The controversial Tsunami Museum in Aceh, Indonesia, designed by local architect Ridwan Kamil, is breath taking. It's a glass ocean of architectural delight, built in the shape of a futuristic ship, with long curving walls covered in geometric Islamic reliefs. It looks like a strong tidal wave from outside, and on the inside, serene water walls give the building a fusion of straight beauty and danger.
It serves as a tribute to the people killed by one of the most devastating natural disasters, whose names are to be inscribed on one of the walls in the museum.

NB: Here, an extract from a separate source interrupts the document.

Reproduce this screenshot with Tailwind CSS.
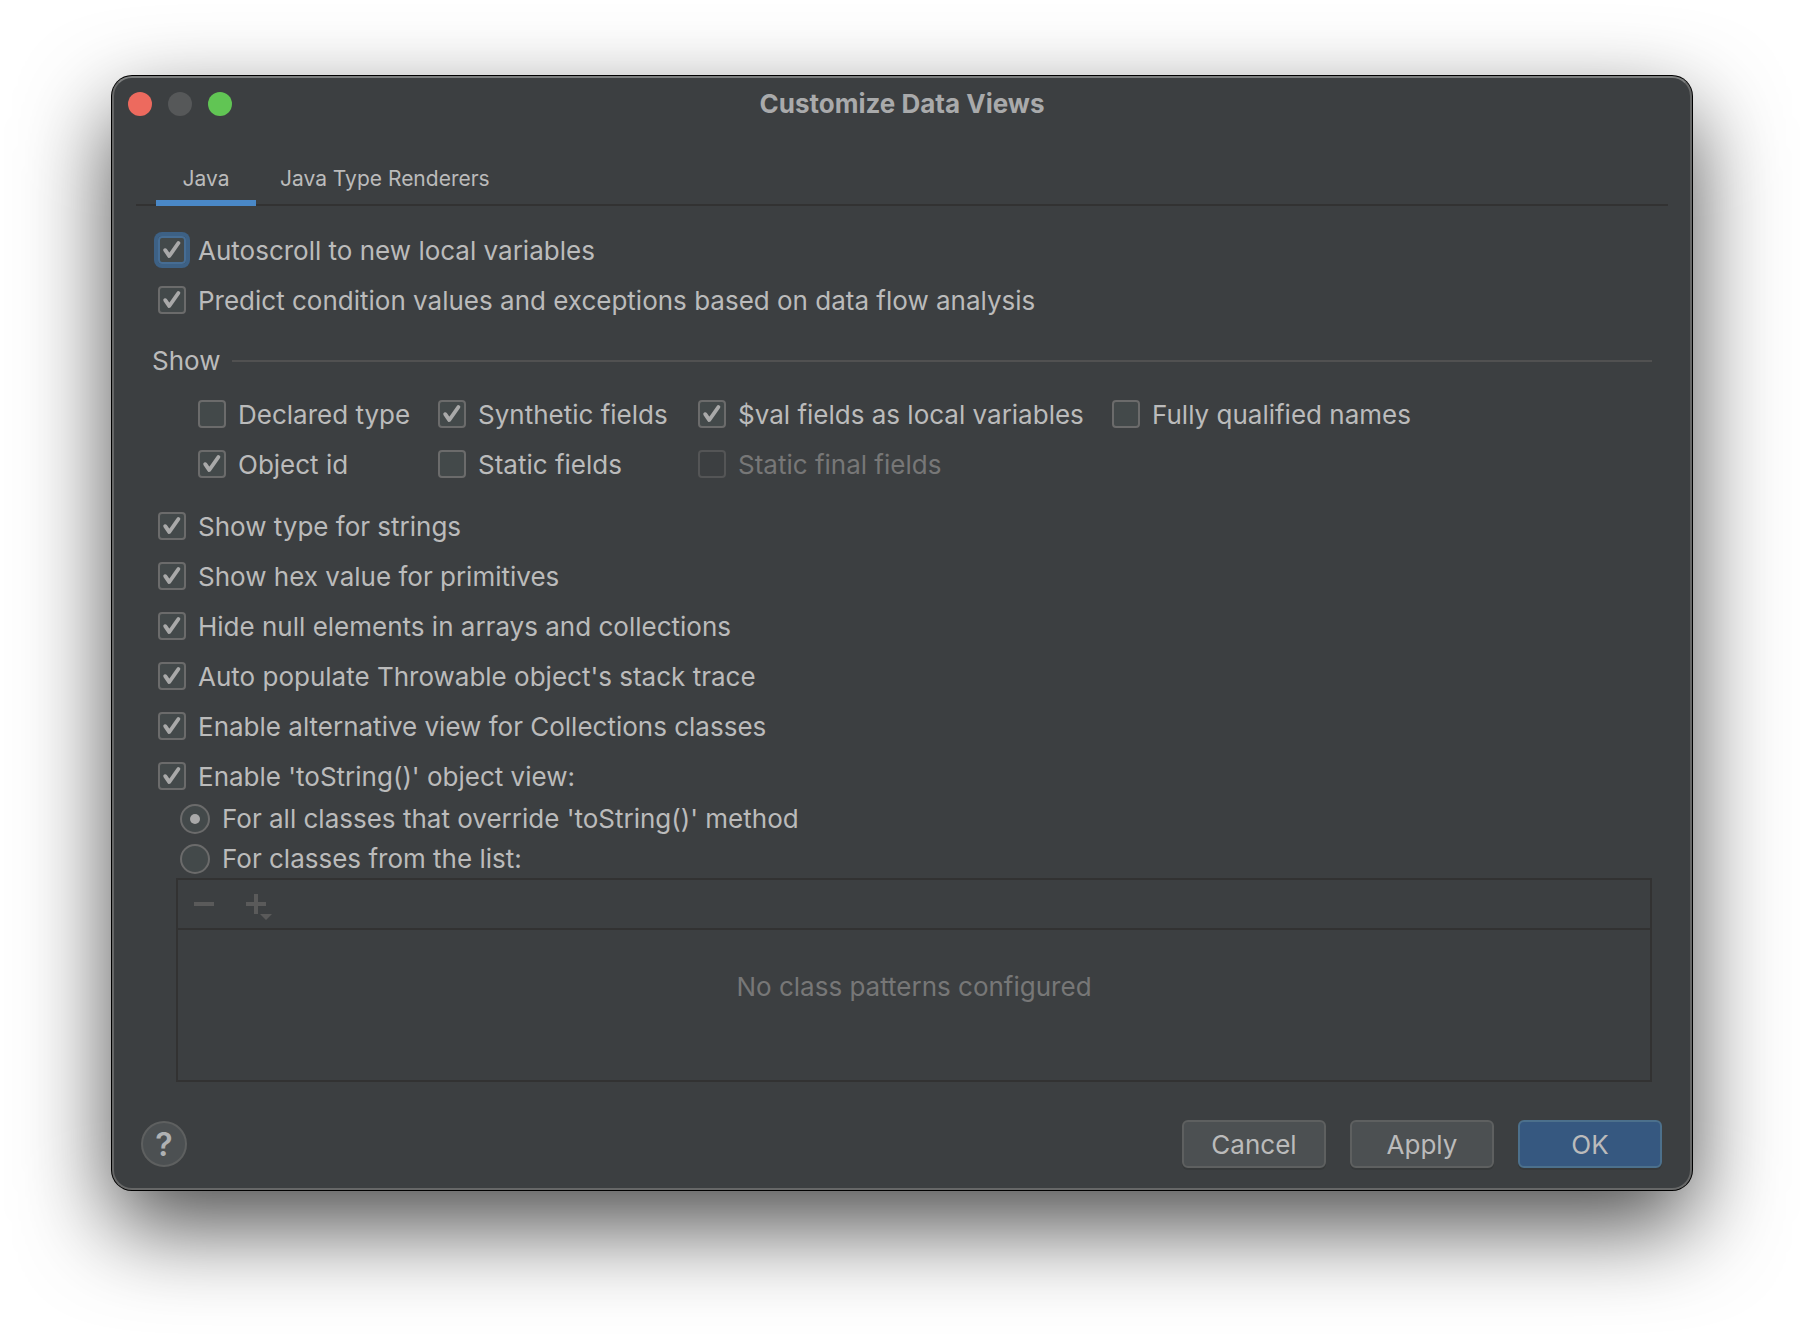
<!DOCTYPE html>
<html lang="en">
<head>
<meta charset="utf-8">
<meta name="viewport" content="width=device-width, initial-scale=1">
<title>Customize Data Views</title>
<script src="https://cdn.jsdelivr.net/npm/@tailwindcss/browser@4"></script>
</head>
<body class="min-h-screen bg-white px-28 pt-19 pb-37 font-['Inter','Liberation_Sans',sans-serif] text-[26px] leading-[30px] text-[#bbbbbb]">

<svg class="hidden" aria-hidden="true">
  <symbol id="check" viewBox="0 0 28 28">
    <path d="M7.2 14.2 L11.3 20 L20.4 7" fill="none" stroke="#a9a9a9" stroke-width="3.9" stroke-linecap="round" stroke-linejoin="round"/>
  </symbol>
</svg>

<main role="dialog" aria-labelledby="title" class="w-full rounded-[20px] border-2 border-[#666767] border-t-[#7c7e7e] bg-[#3c3f41] shadow-[0_0_0_1px_#000,0_36px_90px_rgba(0,0,0,0.7)]">

  <!-- Title bar -->
  <header class="grid h-13 grid-cols-[1fr_auto_1fr] items-center px-[14px]">
    <div class="flex gap-4">
      <button type="button" aria-label="Close" class="size-6 rounded-full bg-[#ed6a5e]"></button>
      <button type="button" aria-label="Minimize" disabled class="size-6 rounded-full bg-[#565859]"></button>
      <button type="button" aria-label="Zoom" class="size-6 rounded-full bg-[#61c554]"></button>
    </div>
    <h1 id="title" class="font-bold text-[#a9aaab]">Customize Data Views</h1>
  </header>

  <!-- Tabs -->
  <div role="tablist" class="mx-[22px] mt-6 flex border-b-2 border-[#323232] pl-5 text-[21px]">
    <button type="button" role="tab" aria-selected="true" class="-mb-0.5 h-13 min-w-25 border-b-6 border-[#4a88c7] px-6 pt-1">Java</button>
    <button type="button" role="tab" aria-selected="false" class="-mb-0.5 h-13 border-b-6 border-transparent px-6 pt-1">Java Type Renderers</button>
  </div>

  <div class="px-[38px] pt-[30px]">
    <div class="flex flex-col items-start gap-[22px] pl-[6px]">
      <label class="flex h-7 items-start gap-3"><span class="grid size-7 rounded-[4px] ring-4 ring-[#3d6185]"><input type="checkbox" checked class="peer col-start-1 row-start-1 size-7 appearance-none rounded-[4px] border-2 border-[#466d94] bg-[#43494a]"><svg class="invisible pointer-events-none col-start-1 row-start-1 size-7 peer-checked:visible"><use href="#check"/></svg></span>Autoscroll to new local variables</label>
      <label class="flex h-7 items-start gap-3"><span class="grid size-7"><input type="checkbox" checked class="peer col-start-1 row-start-1 size-7 appearance-none rounded-[4px] border-2 border-[#6b6b6b] bg-[#43494a]"><svg class="invisible pointer-events-none col-start-1 row-start-1 size-7 peer-checked:visible"><use href="#check"/></svg></span>Predict condition values and exceptions based on data flow analysis</label>
    </div>

    <!-- Show group -->
    <section aria-labelledby="show">
      <div class="mt-8 flex items-center gap-3">
        <h2 id="show">Show</h2>
        <div class="h-0.5 flex-1 bg-[#515151]"></div>
      </div>
      <div class="mt-6 grid grid-cols-[240px_260px_414px_1fr] gap-y-[22px] pl-[46px]">
        <label class="flex h-7 items-start gap-3"><span class="grid size-7"><input type="checkbox" class="peer col-start-1 row-start-1 size-7 appearance-none rounded-[4px] border-2 border-[#6b6b6b] bg-[#43494a]"><svg class="invisible pointer-events-none col-start-1 row-start-1 size-7 peer-checked:visible"><use href="#check"/></svg></span>Declared type</label>
        <label class="flex h-7 items-start gap-3"><span class="grid size-7"><input type="checkbox" checked class="peer col-start-1 row-start-1 size-7 appearance-none rounded-[4px] border-2 border-[#6b6b6b] bg-[#43494a]"><svg class="invisible pointer-events-none col-start-1 row-start-1 size-7 peer-checked:visible"><use href="#check"/></svg></span>Synthetic fields</label>
        <label class="flex h-7 items-start gap-3"><span class="grid size-7"><input type="checkbox" checked class="peer col-start-1 row-start-1 size-7 appearance-none rounded-[4px] border-2 border-[#6b6b6b] bg-[#43494a]"><svg class="invisible pointer-events-none col-start-1 row-start-1 size-7 peer-checked:visible"><use href="#check"/></svg></span>$val fields as local variables</label>
        <label class="flex h-7 items-start gap-3"><span class="grid size-7"><input type="checkbox" class="peer col-start-1 row-start-1 size-7 appearance-none rounded-[4px] border-2 border-[#6b6b6b] bg-[#43494a]"><svg class="invisible pointer-events-none col-start-1 row-start-1 size-7 peer-checked:visible"><use href="#check"/></svg></span>Fully qualified names</label>
        <label class="flex h-7 items-start gap-3"><span class="grid size-7"><input type="checkbox" checked class="peer col-start-1 row-start-1 size-7 appearance-none rounded-[4px] border-2 border-[#6b6b6b] bg-[#43494a]"><svg class="invisible pointer-events-none col-start-1 row-start-1 size-7 peer-checked:visible"><use href="#check"/></svg></span>Object id</label>
        <label class="flex h-7 items-start gap-3"><span class="grid size-7"><input type="checkbox" class="peer col-start-1 row-start-1 size-7 appearance-none rounded-[4px] border-2 border-[#6b6b6b] bg-[#43494a]"><svg class="invisible pointer-events-none col-start-1 row-start-1 size-7 peer-checked:visible"><use href="#check"/></svg></span>Static fields</label>
        <label class="flex h-7 items-start gap-3 text-[#777777]"><span class="grid size-7"><input type="checkbox" disabled class="peer col-start-1 row-start-1 size-7 appearance-none rounded-[4px] border-2 border-[#545556] bg-[#3c3f41]"><svg class="invisible pointer-events-none col-start-1 row-start-1 size-7 peer-checked:visible"><use href="#check"/></svg></span>Static final fields</label>
      </div>
    </section>

    <div class="mt-[34px] flex flex-col items-start gap-[22px] pl-[6px]">
      <label class="flex h-7 items-start gap-3"><span class="grid size-7"><input type="checkbox" checked class="peer col-start-1 row-start-1 size-7 appearance-none rounded-[4px] border-2 border-[#6b6b6b] bg-[#43494a]"><svg class="invisible pointer-events-none col-start-1 row-start-1 size-7 peer-checked:visible"><use href="#check"/></svg></span>Show type for strings</label>
      <label class="flex h-7 items-start gap-3"><span class="grid size-7"><input type="checkbox" checked class="peer col-start-1 row-start-1 size-7 appearance-none rounded-[4px] border-2 border-[#6b6b6b] bg-[#43494a]"><svg class="invisible pointer-events-none col-start-1 row-start-1 size-7 peer-checked:visible"><use href="#check"/></svg></span>Show hex value for primitives</label>
      <label class="flex h-7 items-start gap-3"><span class="grid size-7"><input type="checkbox" checked class="peer col-start-1 row-start-1 size-7 appearance-none rounded-[4px] border-2 border-[#6b6b6b] bg-[#43494a]"><svg class="invisible pointer-events-none col-start-1 row-start-1 size-7 peer-checked:visible"><use href="#check"/></svg></span>Hide null elements in arrays and collections</label>
      <label class="flex h-7 items-start gap-3"><span class="grid size-7"><input type="checkbox" checked class="peer col-start-1 row-start-1 size-7 appearance-none rounded-[4px] border-2 border-[#6b6b6b] bg-[#43494a]"><svg class="invisible pointer-events-none col-start-1 row-start-1 size-7 peer-checked:visible"><use href="#check"/></svg></span>Auto populate Throwable object's stack trace</label>
      <label class="flex h-7 items-start gap-3"><span class="grid size-7"><input type="checkbox" checked class="peer col-start-1 row-start-1 size-7 appearance-none rounded-[4px] border-2 border-[#6b6b6b] bg-[#43494a]"><svg class="invisible pointer-events-none col-start-1 row-start-1 size-7 peer-checked:visible"><use href="#check"/></svg></span>Enable alternative view for Collections classes</label>
      <label class="flex h-7 items-start gap-3"><span class="grid size-7"><input type="checkbox" checked class="peer col-start-1 row-start-1 size-7 appearance-none rounded-[4px] border-2 border-[#6b6b6b] bg-[#43494a]"><svg class="invisible pointer-events-none col-start-1 row-start-1 size-7 peer-checked:visible"><use href="#check"/></svg></span>Enable 'toString()' object view:</label>
    </div>

    <div role="radiogroup" aria-label="Object view" class="mt-[14px] flex flex-col items-start gap-[10px] pl-7">
      <label class="flex items-center gap-3"><input type="radio" name="view" checked class="grid size-[30px] appearance-none place-items-center rounded-full border-2 border-[#6b6b6b] bg-[#43494a] before:size-[10px] before:rounded-full checked:before:bg-[#a9a9a9]">For all classes that override 'toString()' method</label>
      <label class="flex items-center gap-3"><input type="radio" name="view" class="grid size-[30px] appearance-none place-items-center rounded-full border-2 border-[#6b6b6b] bg-[#43494a] before:size-[10px] before:rounded-full checked:before:bg-[#a9a9a9]">For classes from the list:</label>
    </div>

    <!-- Class patterns -->
    <section aria-label="Class patterns" class="mt-1 ml-6 border-2 border-[#323232]">
      <div class="flex gap-5 border-b-2 border-[#323232] px-2.5 py-2">
        <button type="button" disabled aria-label="Remove" class="size-8">
          <svg viewBox="0 0 32 32" class="size-8"><path d="M6 14h20v4H6z" fill="#5a5a5a"/></svg>
        </button>
        <button type="button" disabled aria-label="Add" class="size-8">
          <svg viewBox="0 0 32 32" class="size-8"><path d="M14 6h4v8h8v4h-8v8h-4v-8H6v-4h8zM20 26h12l-6 6z" fill="#5a5a5a"/></svg>
        </button>
      </div>
      <p class="h-[150px] pt-[42px] text-center text-[#777777]">No class patterns configured</p>
    </section>
  </div>

  <!-- Buttons -->
  <footer class="mt-[38px] flex items-center gap-6 pr-7 pb-5 pl-[27px]">
    <button type="button" aria-label="Help" class="mr-auto size-[46px] rounded-full border-2 border-[#5e6060] bg-[#4c5052] pt-0.5 text-[32px] font-semibold text-[#afb1b3]">?</button>
    <button type="button" class="h-12 w-36 rounded-[6px] border-2 border-[#5e6060] bg-[#4c5052] pt-0.5 shadow-[0_2px_0_#36393a]">Cancel</button>
    <button type="button" class="h-12 w-36 rounded-[6px] border-2 border-[#5e6060] bg-[#4c5052] pt-0.5 shadow-[0_2px_0_#36393a]">Apply</button>
    <button type="button" class="h-12 w-36 rounded-[6px] border-2 border-[#4c708c] bg-[#365880] pt-0.5 shadow-[0_2px_0_#36393a]">OK</button>
  </footer>
</main>
</body>
</html>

The question remains: with the homeless families who wear victims of the tsunami, is it in good taste to invest millions of dollars on a monument to honor them? The architect has to ensure that the building acknowledges both the victims, but is it enough?
The new museum is a symbol of refuge. The designer even incorporated an “Escape Hill” for visitors to run to in the event of another tsunami and a “Thousand Hands” dance, a symbolic gesture dedicated to the strength and religious beliefs of the local people. The main inspiration for this master piece was the traditional structure of the houses in Aceh, designed to survive flooding.
Exhibitions at the museum include an electronic simulation of the Indian Ocean earthquake that triggered the 30-foot high waves, in addition to photographs of victims and exhibits featuring stories from survivors of the disaster.